Dengan mengandalkan APBN saja saya rada tidak cukup untuk menopang kebijakan makan gratis. Maka dari itu pemerintah perlu mencari alternatif pendanaan, seperti kerjasama dengan sektor swasta, filantropi, atau program Corporate Social Responsibility (CSR). Dengan demikian, beban keuangan negara dapat dikurangi.
Kebijakan makan gratis yang dicanangkan oleh pemerintahan Prabowo-Gibran adalah langkah ambisius yang dapat memberikan dampak besar jika dikelola dengan baik. Namun, tanpa perencanaan matang, kebijakan ini berpotensi menimbulkan tantangan baru, seperti ketergantungan masyarakat, masalah pendanaan, hingga penyelewengan anggaran.

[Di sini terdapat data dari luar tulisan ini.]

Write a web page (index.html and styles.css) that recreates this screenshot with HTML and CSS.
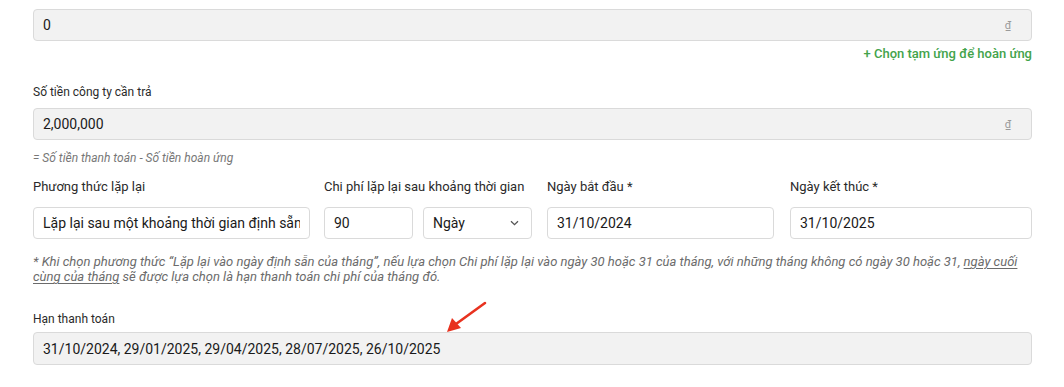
FILE: index.html
```html
<!DOCTYPE html>
<html lang="vi">
<head>
<meta charset="utf-8">
<link rel="stylesheet" href="styles.css">
</head>
<body>
<div class="page">
  <div class="box box-gray">
    <span class="val">0</span>
    <span class="cur">₫</span>
  </div>
  <div class="link-row"><span class="link">+ Chọn tạm ứng để hoàn ứng</span></div>

  <div class="label small first">Số tiền công ty cần trả</div>
  <div class="box box-gray">
    <span class="val">2,000,000</span>
    <span class="cur">₫</span>
  </div>
  <div class="hint">= Số tiền thanh toán - Số tiền hoàn ứng</div>

  <div class="row">
    <div class="col c1">
      <div class="label">Phương thức lặp lại</div>
      <div class="box box-white"><span class="val clip">Lặp lại sau một khoảng thời gian định sẵn</span></div>
    </div>
    <div class="col c2">
      <div class="label">Chi phí lặp lại sau khoảng thời gian</div>
      <div class="pair">
        <div class="box box-white num"><span class="val">90</span></div>
        <div class="box box-white sel">
          <span class="val">Ngày</span>
          <svg class="chev" width="9" height="6" viewBox="0 0 9 6"><path d="M1 1.2 L4.5 4.6 L8 1.2" fill="none" stroke="#555" stroke-width="1.3"/></svg>
        </div>
      </div>
    </div>
    <div class="col c3">
      <div class="label">Ngày bắt đầu *</div>
      <div class="box box-white"><span class="val">31/10/2024</span></div>
    </div>
    <div class="col c4">
      <div class="label">Ngày kết thúc *</div>
      <div class="box box-white"><span class="val">31/10/2025</span></div>
    </div>
  </div>

  <p class="note">* Khi chọn phương thức “Lặp lại vào ngày định sẵn của tháng”, nếu lựa chọn Chi phí lặp lại vào ngày 30 hoặc 31 của tháng, với những tháng không có ngày 30 hoặc 31, <u>ngày cuối cùng của tháng</u> sẽ được lựa chọn là hạn thanh toán chi phí của tháng đó.</p>

  <div class="label small due">Hạn thanh toán</div>
  <div class="box box-gray tall">
    <span class="val">31/10/2024, 29/01/2025, 29/04/2025, 28/07/2025, 26/10/2025</span>
  </div>

  <svg class="arrow" width="50" height="40" viewBox="0 0 50 40">
    <line x1="47" y1="2" x2="18" y2="23" stroke="#e8321f" stroke-width="2.6" stroke-linecap="round"/>
    <polygon points="9,31 14,17 23,27" fill="#e8321f"/>
  </svg>
</div>
</body>
</html>
```

FILE: styles.css
```css
* { box-sizing: border-box; }
html, body { margin: 0; padding: 0; background: #fff; }
body {
  font-family: Roboto, "Noto Sans", "Liberation Sans", sans-serif;
  color: #222;
}
.page {
  position: relative;
  padding: 9px 32px 0 33px;
  width: 1064px;
}
.box {
  display: flex;
  align-items: center;
  justify-content: space-between;
  height: 32px;
  border: 1px solid #dadada;
  border-radius: 4px;
  padding: 0 9px 0 9px;
  font-size: 14px;
}
.box-gray { background: #f2f2f2; padding-right: 20px; }
.box-white { background: #fff; }
.box.tall { height: 33px; }
.val { white-space: nowrap; color: #1a1a1a; }
.clip { overflow: hidden; }
.cur {
  font-size: 11px;
  color: #9a9a9a;
}
.link-row {
  display: flex;
  justify-content: flex-end;
  margin-top: 5px;
  line-height: 16px;
}
.link {
  font-size: 13px;
  font-weight: 500;
  color: #43a34b;
}
.label {
  font-size: 13px;
  line-height: 16px;
  color: #2a2a2a;
  margin-bottom: 12px;
}
.label.small { font-size: 12px; margin-bottom: 8px; }
.label.first { margin-top: 22px; }
.hint {
  font-size: 12px;
  font-style: italic;
  color: #777;
  line-height: 16px;
  margin-top: 10px;
}
.row {
  display: flex;
  margin-top: 13px;
}
.c1 { width: 277px; margin-right: 14px; }
.c2 { width: 208px; margin-right: 15px; }
.c3 { width: 227px; margin-right: 16px; }
.c4 { flex: 1; }
.pair { display: flex; gap: 10px; }
.num { width: 89px; }
.sel { flex: 1; padding-right: 12px; }
.chev { display: block; }
.note {
  margin: 15px 0 0;
  font-size: 13px;
  font-style: italic;
  color: #6b6b6b;
  line-height: 15px;
}
.note u { text-underline-offset: 2px; }
.label.due { margin-top: 27px; margin-bottom: 5px; }
.arrow {
  position: absolute;
  left: 438px;
  top: 301px;
}
```
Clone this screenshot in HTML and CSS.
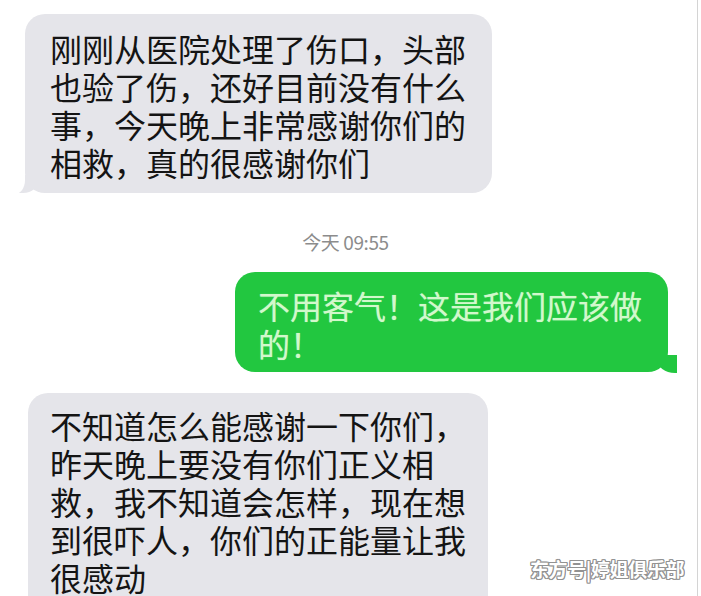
FILE: index.html
```html
<!DOCTYPE html>
<html lang="zh-CN">
<head>
<meta charset="utf-8">
<title>短信</title>
<link rel="stylesheet" href="styles.css">
</head>
<body>
<div class="screen">
  <div class="thread">
    <div class="bubble bubble-in first">刚刚从医院处理了伤口，头部<br>也验了伤，还好目前没有什么<br>事，今天晚上非常感谢你们的<br>相救，真的很感谢你们</div>
    <div class="stamp">今天 09:55</div>
    <div class="bubble bubble-out">不用客气！这是我们应该做<br>的！</div>
    <div class="bubble bubble-in last">不知道怎么能感谢一下你们，<br>昨天晚上要没有你们正义相<br>救，我不知道会怎样，现在想<br>到很吓人，你们的正能量让我<br>很感动</div>
  </div>
  <div class="mark">东方号|婷姐俱乐部</div>
</div>
</body>
</html>
```

FILE: styles.css
```css
html, body {
  margin: 0;
  padding: 0;
  background: #ffffff;
}

.screen {
  position: relative;
  width: 697px;
  height: 596px;
  overflow: hidden;
  border-right: 1px solid #d4d4d4;
  font-family: "Noto Sans CJK SC", "Noto Sans", sans-serif;
}

.thread {
  display: flex;
  flex-direction: column;
  padding-top: 14px;
}

.bubble {
  position: relative;
  font-size: 32px;
  line-height: 38px;
  white-space: nowrap;
  border-radius: 20px;
}

.bubble-in {
  align-self: flex-start;
  background: #e5e5ea;
  color: #141414;
  margin-left: 25px;
  padding: 15px 20px 12px 25px;
}

.bubble-in.first {
  width: 422px;
}

.bubble-in.last {
  margin-left: 28px;
  margin-top: 21px;
  width: 418px;
  padding: 13px 20px 20px 22px;
}

/* little tail at the lower left of incoming bubbles */
.bubble-in.first::before {
  content: "";
  position: absolute;
  left: -6px;
  bottom: 0;
  width: 20px;
  height: 18px;
  background: #e5e5ea;
  border-bottom-right-radius: 16px 14px;
}

.bubble-in.first::after {
  content: "";
  position: absolute;
  left: -14px;
  bottom: -1px;
  width: 14px;
  height: 20px;
  background: #ffffff;
  border-bottom-right-radius: 10px 14px;
}

.stamp {
  align-self: center;
  margin-top: 38px;
  margin-left: -6px;
  font-size: 19px;
  line-height: 22px;
  color: #8c8c8c;
  letter-spacing: -0.4px;
}

.bubble-out {
  align-self: flex-start;
  margin-left: 235px;
  margin-top: 19px;
  width: 390px;
  padding: 14px 20px 10px 23px;
  background: #22c740;
  color: #d2f8cc;
  text-shadow: 0 0 1px rgba(210, 248, 204, 0.6);
}

/* tail at the lower right of the sent bubble */
.bubble-out::before {
  content: "";
  position: absolute;
  right: -9px;
  bottom: -1px;
  width: 20px;
  height: 18px;
  background: #22c740;
  border-bottom-left-radius: 18px 14px;
}

.bubble-out::after {
  content: "";
  position: absolute;
  right: -19px;
  bottom: -2px;
  width: 10px;
  height: 22px;
  background: #ffffff;
  border-bottom-left-radius: 10px 14px;
}

.mark {
  position: absolute;
  left: 530px;
  top: 557px;
  font-size: 19px;
  line-height: 24px;
  letter-spacing: -0.4px;
  color: #ffffff;
  font-weight: bold;
  text-shadow:
    1px 0 0 #929292, -1px 0 0 #929292,
    0 1px 0 #929292, 0 -1px 0 #929292,
    1px 1px 0 #929292, -1px -1px 0 #929292,
    1px -1px 0 #929292, -1px 1px 0 #929292;
}
```
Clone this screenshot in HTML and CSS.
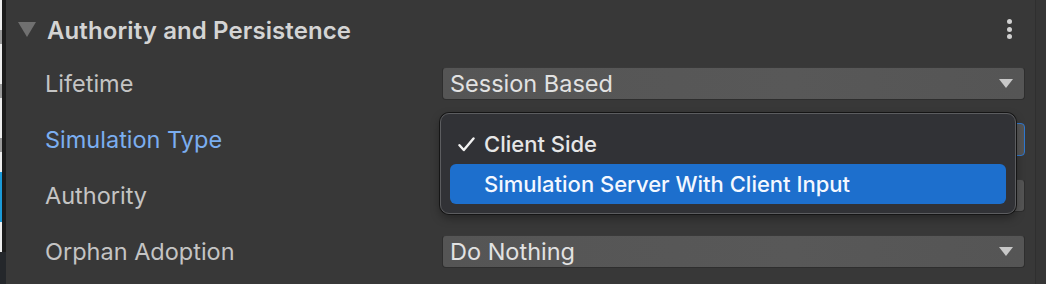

Agar program ini benar-benar mendukung visi Indonesia Emas 2045, pemerintah perlu mengadopsi pendekatan holistik yang mencakup penguatan pendidikan, pendataan yang akurat, pemanfaatan sumber daya lokal, serta pengawasan yang ketat. Dengan kombinasi strategi tersebut, makan gratis dapat menjadi langkah awal menuju Visi Indonesia Emas 2045.
Saya berharap program ini dapat dimaksimalkan dan dijalankan dengan baik tanpa terkendala suatu apapun, Besar harapan saya agar program ini tidak menjadi sebuah 'market' bagi beberapa orang saja namun bisa dirasakan oleh seluruh lapisan massa rakyat di Indonesia.
Akhirul qalam itu saja yang bisa saya sampaikan dalam tulisan ini, dan semoga bermanfaat bagi para pembaca.